WORLD UK local elections - what are they and why do they matter?


UK local elections - what are they and why do they matter?


20:50, May 08, 2021

A man leaves the polling station after voting in London, Thursday, May 6, 2021. AP Photo/Frank Augstein

Conservatives, Labour, Holyrood and the Senedd - don't worry, we know the UK's local politics can be confusing. But as results trickle in from one of the most important elections in recent times, CGTN Europe breaks down the main races for you and sheds some light on what they might mean.


The big one to watch is the Scottish parliamentary elections. Although the United Kingdom has a central government based mostly in the capital London, some power is devolved to the three other countries that make up the UK - Scotland, Wales and Northern Ireland.

There are 129 members of the Scottish parliament based in Holyrood in the capital Edinburgh. Parties need to win 65 seats to rule with a majority.

The Scottish National Party led by Nicola Sturgeon has vowed to push for a second independence referendum if it gets enough seats, saying she would offer Scotland "the choice of a better future".

If it doesn't win outright, it can form a coalition with other parties which also want an independent Scotland - most likely the Green Party.

By Saturday morning the SNP had won 39 of the 48 seats announced. The expectation is that even if it falls short, there will be a pro-independence majority.

That will not go down well with UK prime minister Boris Johnson, who told the Daily Telegraph a second referendum on the issue in the current context would be "irresponsible and reckless".

The last referendum in 2014 saw voters narrowly choose to remain part of the UK, with 55 percent opting to remain in the union.


Like in Scotland, the current ruling party in Wales has done well in these elections. That's the Labour party, led by Mark Drakeford, who's also the first minister.

The Welsh assembly is known as the Senedd and is based in the capital Cardiff, where 60 seats were up for grabs in Thursday's election. Labour had already won half of them by Saturday morning. That means it has equaled its best ever result and is set to hold on to power.

There were calls for Welsh independence spearheaded by the nationalist Plaid Cymru party. It won nine seats on Friday - far short of the majority needed to govern.

British Prime Minister Boris Johnson arrives at a polling station with his partner Carrie Symonds to cast his vote in local council elections in London, Thursday. AP Photo/Matt Dunham

England local councils

In terms of scale, most of Thursday's elections were in England - the UK's most populous nation.

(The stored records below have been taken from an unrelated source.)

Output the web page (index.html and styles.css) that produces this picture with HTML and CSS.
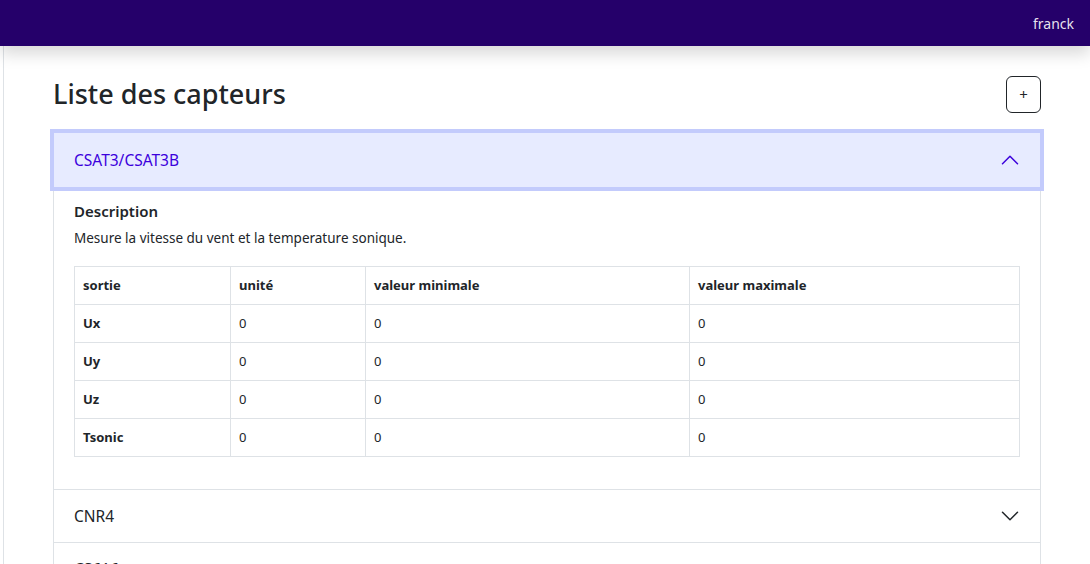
FILE: index.html
```html
<!DOCTYPE html>
<html lang="fr">
<head>
<meta charset="utf-8">
<title>Liste des capteurs</title>
<link rel="stylesheet" href="styles.css">
</head>
<body>
<header class="navbar">
  <span class="navbar-user">franck</span>
</header>
<div class="layout">
  <aside class="sidebar"></aside>
  <main class="main">
    <div class="title-row">
      <h1 class="page-title">Liste des capteurs</h1>
      <button class="btn-add" type="button">+</button>
    </div>
    <div class="accordion">
      <div class="acc-item">
        <button class="acc-button active" type="button">
          <span>CSAT3/CSAT3B</span>
          <svg class="chev up" viewBox="0 0 16 16" fill="none" stroke="currentColor" stroke-linecap="round" stroke-linejoin="round"><path d="M2 5L8 11L14 5"/></svg>
        </button>
        <div class="acc-body">
          <h5 class="desc-title">Description</h5>
          <p class="desc-text">Mesure la vitesse du vent et la temperature sonique.</p>
          <table class="table">
            <colgroup>
              <col class="c1"><col class="c2"><col class="c3"><col class="c4">
            </colgroup>
            <thead>
              <tr><th>sortie</th><th>unité</th><th>valeur minimale</th><th>valeur maximale</th></tr>
            </thead>
            <tbody>
              <tr><th>Ux</th><td>0</td><td>0</td><td>0</td></tr>
              <tr><th>Uy</th><td>0</td><td>0</td><td>0</td></tr>
              <tr><th>Uz</th><td>0</td><td>0</td><td>0</td></tr>
              <tr><th>Tsonic</th><td>0</td><td>0</td><td>0</td></tr>
            </tbody>
          </table>
        </div>
      </div>
      <div class="acc-item">
        <button class="acc-button" type="button">
          <span>CNR4</span>
          <svg class="chev" viewBox="0 0 16 16" fill="none" stroke="currentColor" stroke-linecap="round" stroke-linejoin="round"><path d="M2 5L8 11L14 5"/></svg>
        </button>
      </div>
      <div class="acc-item">
        <button class="acc-button" type="button">
          <span>CS616</span>
          <svg class="chev" viewBox="0 0 16 16" fill="none" stroke="currentColor" stroke-linecap="round" stroke-linejoin="round"><path d="M2 5L8 11L14 5"/></svg>
        </button>
      </div>
    </div>
  </main>
</div>
</body>
</html>
```
FILE: styles.css
```css
* { box-sizing: border-box; }
html, body { height: 100%; }
body {
  margin: 0;
  font-family: "Noto Sans", "Open Sans", sans-serif;
  font-size: 16px;
  color: #212529;
  background: #fff;
  overflow: hidden;
}
.navbar {
  height: 46px;
  background: #25006a;
  display: flex;
  align-items: center;
  justify-content: flex-end;
  padding: 0 16px;
  position: relative;
  z-index: 2;
  box-shadow: 0 8px 16px rgba(0,0,0,.15);
}
.navbar-user {
  color: rgba(255,255,255,.9);
  font-size: 14px;
}
.layout {
  display: flex;
  min-height: calc(100% - 46px);
}
.sidebar {
  width: 4px;
  border-right: 1px solid #dee2e6;
  flex: none;
}
.main {
  flex: 1;
  padding: 30px 49px 0 49px;
}
.title-row {
  display: flex;
  justify-content: space-between;
  align-items: center;
  margin-bottom: 19px;
}
.page-title {
  margin: 0;
  font-size: 27px;
  font-weight: 500;
  line-height: 1.2;
  color: #212529;
}
.btn-add {
  width: 35px;
  height: 37px;
  border: 1px solid #212529;
  border-radius: 6px;
  background: #fff;
  color: #212529;
  font-family: inherit;
  font-size: 15px;
  line-height: 1;
  padding: 0;
}
.accordion {
  border: 1px solid #dee2e6;
  border-bottom: 0;
}
.acc-item + .acc-item {
  border-top: 1px solid #dee2e6;
}
.acc-button {
  display: flex;
  align-items: center;
  justify-content: space-between;
  width: 100%;
  height: 52px;
  padding: 0 20px;
  border: 0;
  background: #fff;
  font-family: inherit;
  font-size: 15.5px;
  color: #212529;
  text-align: left;
}
.acc-button.active {
  background: #e7ebff;
  color: #3c00dc;
  box-shadow: 0 0 0 4px #c3cbfc;
  position: relative;
  z-index: 1;
  height: 54px;
}
.chev {
  width: 20px;
  height: 20px;
  stroke-width: 1.2;
  color: #212529;
}
.chev.up {
  transform: rotate(180deg);
  color: #3c00dc;
}
.acc-body {
  padding: 15px 20px 16px 20px;
}
.desc-title {
  margin: 0 0 8px 0;
  font-size: 15px;
  font-weight: 600;
  line-height: 1.2;
}
.desc-text {
  margin: 0 0 17px 0;
  font-size: 13.5px;
  line-height: 21px;
}
.table {
  width: 100%;
  border-collapse: collapse;
  font-size: 13px;
  margin-bottom: 16px;
}
.table th, .table td {
  border: 1px solid #dee2e6;
  padding: 8px 8px;
  line-height: 21px;
  text-align: left;
}
.table th { font-weight: 700; }
.c1 { width: 156px; }
.c2 { width: 135px; }
.c3 { width: 324px; }
.c4 { width: auto; }
```
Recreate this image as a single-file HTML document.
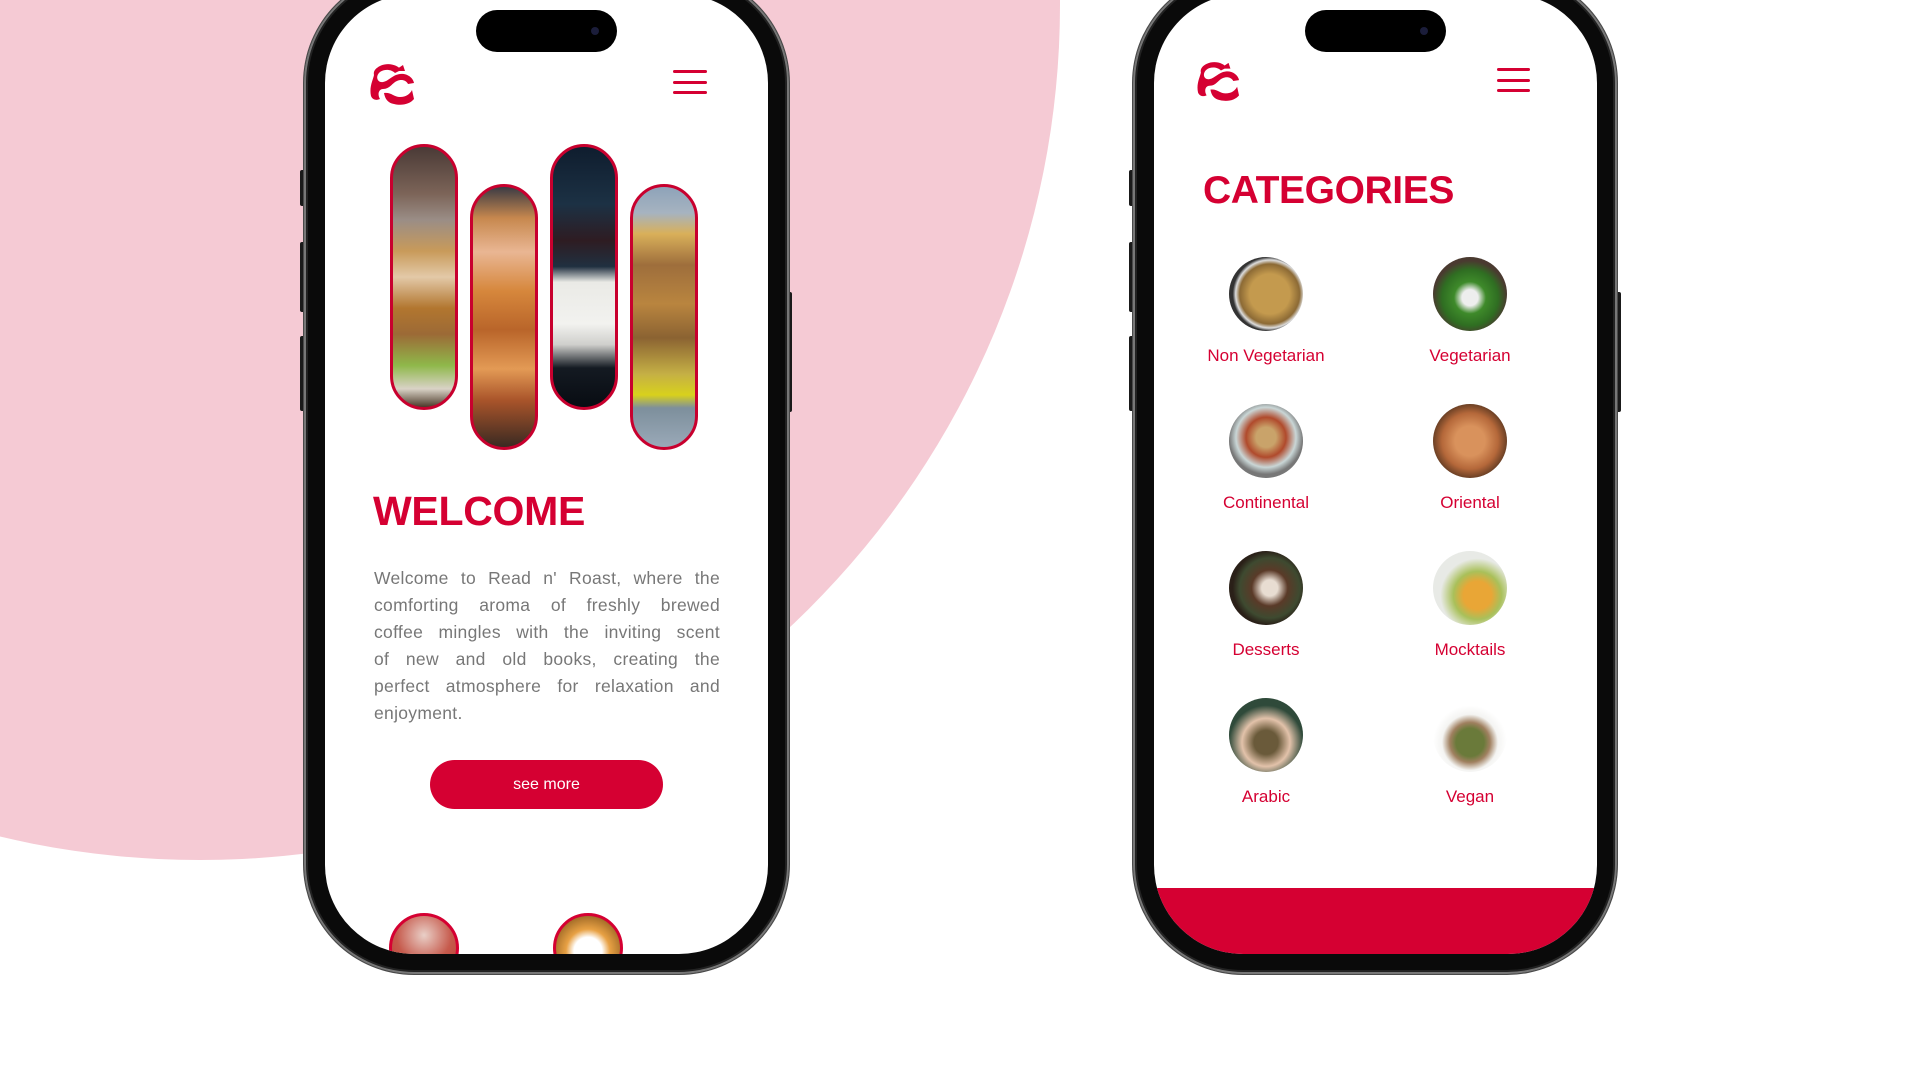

Around 5,000 seats were voted for in 143 local councils across the country. Prime minister Boris Johnson's Conservative party has done well in the early results.

After 89 councils announced ballots, the so-called Tories had already won seven more councils, and added 159 councilors on those bodies making local decisions. In contrast, the Labour party had lost 192 councilors and lost control of four councils.

The results follow a similar trend in the 2019 general election when Boris Johnson secured a record victory by picking up traditional Labour seats promising to deliver Brexit. Then, he faced Jeremy Corbyn as leader of the main opposition. Now it's Keir Starmer, who's faced a backlash from within his party following the latest results.

Starmer said he was "bitterly disappointed" but insisted he "will take full responsibility for fixing things".

Who's the winner overall?

That depends who you ask. Nicola Sturgeon will insist a majority for parties backing independence means she can move ahead with a strong mandate. Don't expect any rapid changes though.

Sturgeon has made clear the priority will be dealing with the ongoing "Covid crisis" and recovery from it, but if the results go her way, the issue of an independent Scotland will raise its head again, to the dismay of Boris Johnson.

That brings us on to the other main winner, the UK prime minister. Ahead of these elections, he faced a series of allegations around his government's behavior and his own personal conduct. Voters seem to have shrugged off those concerns and opted for more of the same.

Although they don't have the global significance of a general election, these votes do offer a glimpse of public opinion on the major parties. And so far, it's a resounding thumbs up for Johnson.

One interesting aspect is that in all three nations, there's been a trend of incumbents doing well. That's rare in these sorts of votes, but one thing all three leaders have benefited from is how quickly COVID-19 vaccines have been rolled out.

The coronavirus offering British politicians a ratings boost; who would've thought that just 12 months ago?